Where does the FTC get the authority to do this?
From the top. The policy statement traces its mandate to Executive Order 14365, which President Trump signed December 11, 2025, directing the FTC to clarify how Section 5 applies to AI models — specifically to address state laws that require altering an AI model’s accurate outputs. FTC Chairman Andrew Ferguson framed the comment request as fact-finding for that mandate, saying the agency “wants to hear from businesses and consumers about their experiences and concerns regarding the subversion of AI systems for ideological ends,” and that the input would help the Commission “formulate a final policy that advances President Donald Trump’s goal of expanding America’s global dominance in artificial intelligence.”
Read plainly, this is the executive branch using consumer-protection law as a preemption tool against state content rules it doesn’t control. It’s a different fight than the one playing out in courtrooms over AI accuracy — where, as we covered when courts started punishing AI hallucinations, judges have been willing to treat AI-generated falsehoods as the company’s liability, not a neutral platform’s. Here, the FTC is arguing almost the inverse: that being forced to alter a true output is the deceptive act, and the state mandating it is the thing federal law should override.
Lay the dates end to end and the shape of the fight gets obvious: two years of state lawmaking, one presidential order, and a 24-day window for the public to weigh in before the FTC decides how hard to push back.
What should AI companies and developers actually do before July 31?
The window is short — 24 days from publication to deadline — and the statement is still just proposed. Treat it as a signal to get positioning on record, not a compliance deadline.
Do
- File a comment through docket FTC-2026-0859 if your product touches a state-regulated output category (bias mitigation, content moderation, safety filtering)

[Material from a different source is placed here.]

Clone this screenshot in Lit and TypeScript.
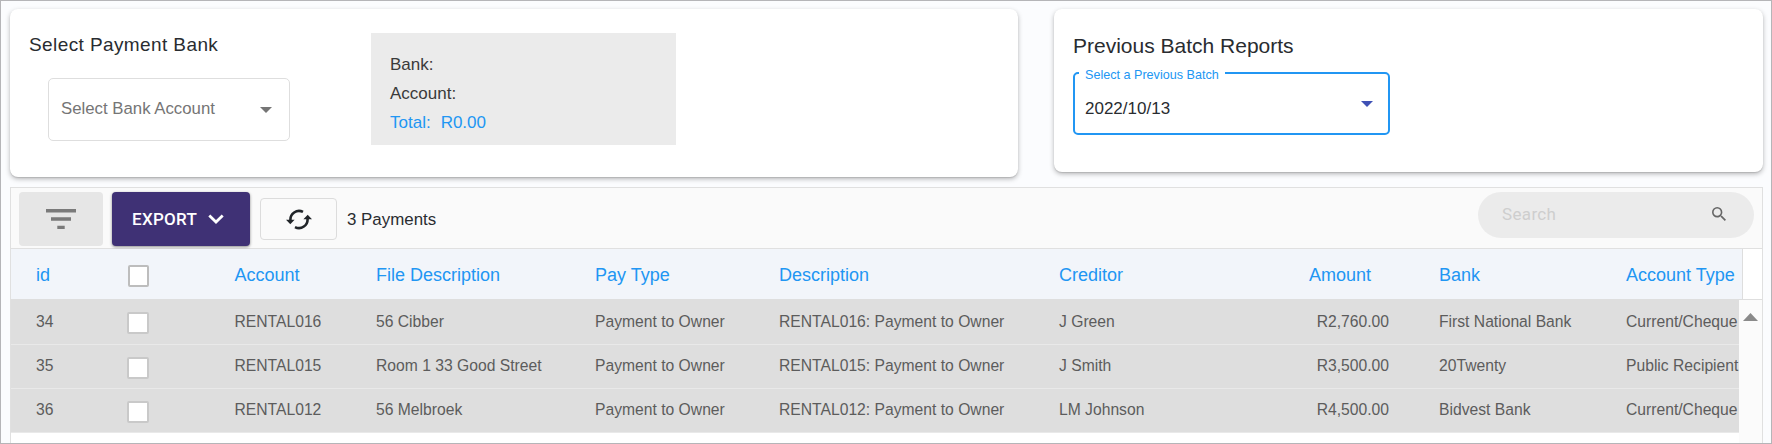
import { LitElement, html, css } from "lit";
import { customElement, state } from "lit/decorators.js";
import { classMap } from "lit/directives/class-map.js";

interface Payment {
  id: number;
  account: string;
  file: string;
  payType: string;
  creditor: string;
  amount: string;
  bank: string;
  accountType: string;
}

@customElement("bank-card")
class BankCard extends LitElement {
  static styles = css`
    :host {
      display: flex;
      box-sizing: border-box;
      background: #fff;
      border-radius: 8px;
      box-shadow: 0 2px 5px rgba(0, 0, 0, 0.28), 0 1px 1px rgba(0, 0, 0, 0.1);
    }
    .pick {
      width: 361px;
      box-sizing: border-box;
      padding: 24px 0 0 19px;
    }
    .title {
      margin: 0;
      font-size: 19px;
      font-weight: 400;
      letter-spacing: 0.4px;
      line-height: 24px;
    }
    .select {
      box-sizing: border-box;
      display: flex;
      align-items: center;
      justify-content: space-between;
      width: 242px;
      height: 63px;
      margin: 21px 0 0 19px;
      padding: 0 17px 2px 12px;
      border: 1px solid #dedede;
      border-radius: 5px;
      color: #757575;
      font-size: 16.8px;
    }
    .caret {
      margin-top: 3px;
    }
    .info {
      box-sizing: border-box;
      width: 305px;
      height: 112px;
      margin-top: 24px;
      padding: 17px 19px;
      background: #ebebeb;
      color: #3a3a3a;
      font-size: 17px;
      line-height: 29px;
    }
    .total {
      display: flex;
      gap: 10px;
      color: #2196f3;
    }
  `;

  render() {
    return html`
      <div class="pick">
        <h2 class="title">Select Payment Bank</h2>
        <div class="select">
          <span>Select Bank Account</span>
          <svg class="caret" width="12" height="6" viewBox="0 0 12 6">
            <path d="M0 0h12l-6 6z" fill="#757575" />
          </svg>
        </div>
      </div>
      <div class="info">
        <div>Bank:</div>
        <div>Account:</div>
        <div class="total"><span>Total:</span><span>R0.00</span></div>
      </div>
    `;
  }
}

@customElement("batch-card")
class BatchCard extends LitElement {
  static styles = css`
    :host {
      display: block;
      box-sizing: border-box;
      padding: 25px 0 0 19px;
      background: #fff;
      border-radius: 8px;
      box-shadow: 0 2px 5px rgba(0, 0, 0, 0.28), 0 1px 1px rgba(0, 0, 0, 0.1);
    }
    .title {
      margin: 0;
      font-size: 21px;
      font-weight: 400;
      line-height: 24px;
    }
    .select {
      position: relative;
      box-sizing: border-box;
      display: flex;
      align-items: center;
      justify-content: space-between;
      width: 317px;
      height: 63px;
      margin-top: 14px;
      padding: 0 15px 0 10px;
      border: 2px solid #2196f3;
      border-radius: 5px;
      font-size: 17px;
    }
    .label {
      position: absolute;
      left: 4px;
      top: -6px;
      padding: 0 6px;
      background: #fff;
      color: #2196f3;
      font-size: 12.6px;
      line-height: 14px;
    }
    .value {
      padding-top: 10px;
      line-height: 18px;
    }
  `;

  render() {
    return html`
      <h2 class="title">Previous Batch Reports</h2>
      <div class="select">
        <span class="label">Select a Previous Batch</span>
        <span class="value">2022/10/13</span>
        <svg width="12" height="6" viewBox="0 0 12 6">
          <path d="M0 0h12l-6 6z" fill="#3f51b5" />
        </svg>
      </div>
    `;
  }
}

@customElement("payments-grid")
class PaymentsGrid extends LitElement {
  @state() private rows: Payment[] = [
    { id: 34, account: "RENTAL016", file: "56 Cibber", payType: "Payment to Owner", creditor: "J Green", amount: "R2,760.00", bank: "First National Bank", accountType: "Current/Cheque" },
    { id: 35, account: "RENTAL015", file: "Room 1 33 Good Street", payType: "Payment to Owner", creditor: "J Smith", amount: "R3,500.00", bank: "20Twenty", accountType: "Public Recipient" },
    { id: 36, account: "RENTAL012", file: "56 Melbroek", payType: "Payment to Owner", creditor: "LM Johnson", amount: "R4,500.00", bank: "Bidvest Bank", accountType: "Current/Cheque" },
  ];

  static styles = css`
    :host {
      display: flex;
      flex-direction: column;
      box-sizing: border-box;
      border: 1px solid #e0e0e0;
      border-bottom: 0;
      background: #fff;
    }
    .toolbar {
      box-sizing: border-box;
      display: flex;
      align-items: flex-start;
      height: 61px;
      padding: 4px 8px 0;
      background: #fafafa;
      border-bottom: 1px solid #e0e0e0;
    }
    .filter,
    .export,
    .refresh {
      box-sizing: border-box;
      display: flex;
      align-items: center;
      justify-content: center;
      border-radius: 4px;
    }
    .filter {
      width: 84px;
      height: 54px;
      background: #e6e6e6;
    }
    .export {
      justify-content: space-between;
      width: 138px;
      height: 54px;
      margin-left: 9px;
      padding: 0 26px 0 20px;
      background: #3f3175;
      box-shadow: 0 1px 3px rgba(0, 0, 0, 0.45);
      color: #fff;
      font: 500 17px Roboto, sans-serif;
      letter-spacing: 0.3px;
    }
    .refresh {
      width: 77px;
      height: 42px;
      margin: 6px 0 0 10px;
      border: 1px solid #dcdcdc;
    }
    .count {
      margin: 18px 0 0 10px;
      font-size: 16.9px;
      line-height: 20px;
    }
    .search {
      box-sizing: border-box;
      display: flex;
      align-items: center;
      justify-content: space-between;
      width: 276px;
      height: 46px;
      margin-left: auto;
      padding: 0 28px 2px 24px;
      border-radius: 23px;
      background: #ebebeb;
      color: #cecece;
      font-family: Roboto, sans-serif;
      font-size: 17px;
      letter-spacing: 0.35px;
    }
    .cols {
      box-sizing: border-box;
      display: grid;
      grid-template-columns: 92px 106.5px 141.5px 219px 184px 280px 240px 90px 50px 187px 1fr;
      align-items: center;
      padding-left: 25px;
      white-space: nowrap;
      overflow: hidden;
    }
    .head {
      display: flex;
      height: 50px;
      border-bottom: 1px solid #dedede;
    }
    .head-cols {
      width: 1732px;
      background: #f2f5fa;
      border-right: 1px solid #dedede;
      color: #2196f3;
      font-size: 18px;
    }
    .head-cols > span {
      padding-top: 3px;
    }
    .num {
      text-align: right;
    }
    .head-cols > .num {
      padding-right: 18px;
    }
    .body {
      display: flex;
      flex: 1;
    }
    .rows {
      width: 1728px;
    }
    .row {
      height: 44px;
      background: #dedede;
      border-bottom: 1px solid #e9e9e9;
      color: #5c5c5c;
      font-size: 15.68px;
    }
    .row > span {
      padding-bottom: 2px;
    }
    .row.first {
      height: 45px;
    }
    .row.first > span {
      padding-bottom: 0;
    }
    .cols > .check {
      box-sizing: border-box;
      width: 22px;
      height: 22px;
      margin: 2px 0 0 -1px;
      padding: 0;
      border: 2px solid #c9c9c9;
      border-radius: 2px;
      background: #fff;
    }
    .cols > .check.all {
      width: 21px;
      margin: 4px 0 0;
      border-color: #bdbdbd;
    }
    .scroll {
      display: flex;
      flex: 1;
      justify-content: center;
      padding-top: 13px;
      background: #fbfbfb;
    }
  `;

  private renderRow(p: Payment, index: number) {
    return html`
      <div class=${classMap({ cols: true, row: true, first: index === 0 })}>
        <span>${p.id}</span>
        <span class="check"></span>
        <span>${p.account}</span>
        <span>${p.file}</span>
        <span>${p.payType}</span>
        <span>${p.account}: ${p.payType}</span>
        <span>${p.creditor}</span>
        <span class="num">${p.amount}</span>
        <span></span>
        <span>${p.bank}</span>
        <span>${p.accountType}</span>
      </div>
    `;
  }

  render() {
    return html`
      <div class="toolbar">
        <div class="filter">
          <svg width="30" height="20" viewBox="0 0 30 20" fill="#7a7a7a">
            <path d="M0 0h30v3.5H0zM5 8.3h20v3.5H5zM11.3 16.7h7.4V20h-7.4z" />
          </svg>
        </div>
        <div class="export">
          <span>EXPORT</span>
          <svg width="16" height="10" viewBox="0 0 16 10" fill="none" stroke="#fff" stroke-width="2.8">
            <path d="M1.3 1.5 8 8l6.7-6.5" />
          </svg>
        </div>
        <div class="refresh">
          <svg width="26" height="21" viewBox="0 0 26 21" fill="none" stroke="#212529" stroke-width="2.6">
            <path d="M4.500 11.500A8.600 8.600 0 0 1 17 2.900" />
            <path d="M21.500 9.500A8.600 8.600 0 0 1 9 18.100" />
            <path d="M0 10.700h8.600L4.300 15.200zM26 10.300h-8.600L21.700 5.800z" fill="#212529" stroke="none" />
          </svg>
        </div>
        <span class="count">${this.rows.length} Payments</span>
        <div class="search">
          <span>Search</span>
          <svg width="14" height="14" viewBox="3 3 17.5 17.5" fill="#666">
            <path d="M15.5 14h-.79l-.28-.27A6.471 6.471 0 0 0 16 9.500 6.500 6.500 0 1 0 9.500 16c1.610 0 3.090-.59 4.230-1.570l.27.28v.79l5 4.990L20.490 19l-4.990-5zm-6 0C7.010 14 5 11.990 5 9.500S7.010 5 9.500 5 14 7.010 14 9.500 11.990 14 9.500 14z" />
          </svg>
        </div>
      </div>
      <div class="head">
        <div class="cols head-cols">
          <span>id</span>
          <span class="check all"></span>
          <span>Account</span>
          <span>File Description</span>
          <span>Pay Type</span>
          <span>Description</span>
          <span>Creditor</span>
          <span class="num">Amount</span>
          <span></span>
          <span>Bank</span>
          <span>Account Type</span>
        </div>
      </div>
      <div class="body">
        <div class="rows">${this.rows.map((p, i) => this.renderRow(p, i))}</div>
        <div class="scroll">
          <svg width="15" height="8" viewBox="0 0 15 8"><path d="M7.5 0 15 8H0z" fill="#8a8a8a" /></svg>
        </div>
      </div>
    `;
  }
}

@customElement("app-root")
class AppRoot extends LitElement {
  static styles = css`
    :host {
      display: flex;
      flex-direction: column;
      box-sizing: border-box;
      height: 444px;
      overflow: hidden;
      border: 1px solid #b5b5b8;
      background: #fbfcfe;
      color: #292c30;
      font: 16px "Liberation Sans", Arial, sans-serif;
    }
    .cards {
      display: flex;
      align-items: flex-start;
      gap: 36px;
      height: 178px;
      padding: 8px 8px 0 9px;
    }
    .bank {
      width: 1008px;
      height: 168px;
    }
    .batch {
      flex: 1;
      height: 163px;
    }
    .grid {
      flex: 1;
      margin: 0 8px 0 9px;
    }
  `;

  render() {
    return html`
      <div class="cards">
        <bank-card class="bank"></bank-card>
        <batch-card class="batch"></batch-card>
      </div>
      <payments-grid class="grid"></payments-grid>
    `;
  }
}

- Document, internally, why any output-steering exists and whether it’s disclosed prominently at the point of use — not just in a ToS
- Watch how your state-mandated compliance logic is described in marketing; the FTC’s theory turns on the gap between claim and behavior
- Track whether your state (Colorado, and likely others with similar disparate-impact or bias-audit rules) responds or amends language before comments close
Don't
- Assume this policy statement already overrides any state AI law — it’s open for comment, not final, and has no enforcement teeth yet
- Bury a “we adjust outputs for legal compliance” disclosure in terms of service and call it covered
- Treat this as narrowly about Colorado — the FTC’s language covers any state law that “requires an AI firm to deceive its consumers”
- Wait for the final statement to start documenting your output-steering rationale — the comment record is being built now
What happens after the comment period closes?
Nothing binding, immediately. July 31, 2026 closes the comment window; the FTC then has to weigh submissions before issuing anything final, and a final policy statement still isn’t a rule with independent enforcement power — Section 5 cases get built one at a time, against one company at a time, using deception as the theory. The more consequential fight is the one this statement is clearly gearing up for: if the FTC does bring a case against a company for altering outputs to satisfy a state disparate-impact or bias-audit law, the state will almost certainly intervene to defend its own statute, and a federal preemption argument this aggressive is built to be tested in court, not just in a comment docket.
It’s also not happening in a vacuum. The same week global regulators were telling the UN they can’t guarantee AI safety at all, the U.S. federal government spent its energy arguing that individual states aren’t allowed to make AI safer by their own definition if that definition means altering what a model says. That’s the actual stakes of this policy statement: not whether AI outputs are accurate, but who gets to decide what accuracy means when federal and state law disagree about it.
Frequently asked questions
What did the FTC actually publish on July 7, 2026?
A policy statement titled 'Policy Statement Concerning the Suppression of Accuracy in Artificial Intelligence Systems,' published in the Federal Register as document 2026-13628. It argues that AI companies steering model outputs away from what users reasonably expect — including to satisfy state law — can violate Section 5 of the FTC Act's ban on deceptive practices.
What is the comment period and how do I submit one?
The FTC opened public comment on July 7, 2026, closing July 31, 2026 — a 24-day window. Comments go through the online docket FTC-2026-0859 at regulations.gov, or by mail to the FTC's Office of the Secretary in Washington, DC. Submissions must reference 'AI Policy Statement; Matter No. P264200.'
Why does Colorado's AI Act matter to this fight?
The FTC's statement names Colorado's law as its working example of a state rule that could pressure companies into deceptive output-steering. The original 2024 version imposed a broad duty to avoid disparate-impact outputs; a reenacted version, enacted May 14, 2026, explicitly makes AI firms liable for discriminatory outcomes from how customers use their products.
Can a disclaimer protect a company that alters its AI's outputs?
Only if it's prominent and conspicuous at the point of use, according to the FTC's statement. The agency explicitly warns that a prominent misrepresentation — like marketing an AI as accurate — 'is unlikely to be remedied by a less prominent, subsequent disclosure,' meaning a line buried in terms of service won't satisfy Section 5.
Does this policy statement immediately overturn state AI laws?
No. It's a proposed policy statement open for comment through July 31, 2026, not a final rule or enforcement action. It signals how the FTC intends to use Section 5 and implied preemption against state AI mandates it considers deceptive, but any actual override would need to survive comment, a final statement, and likely litigation.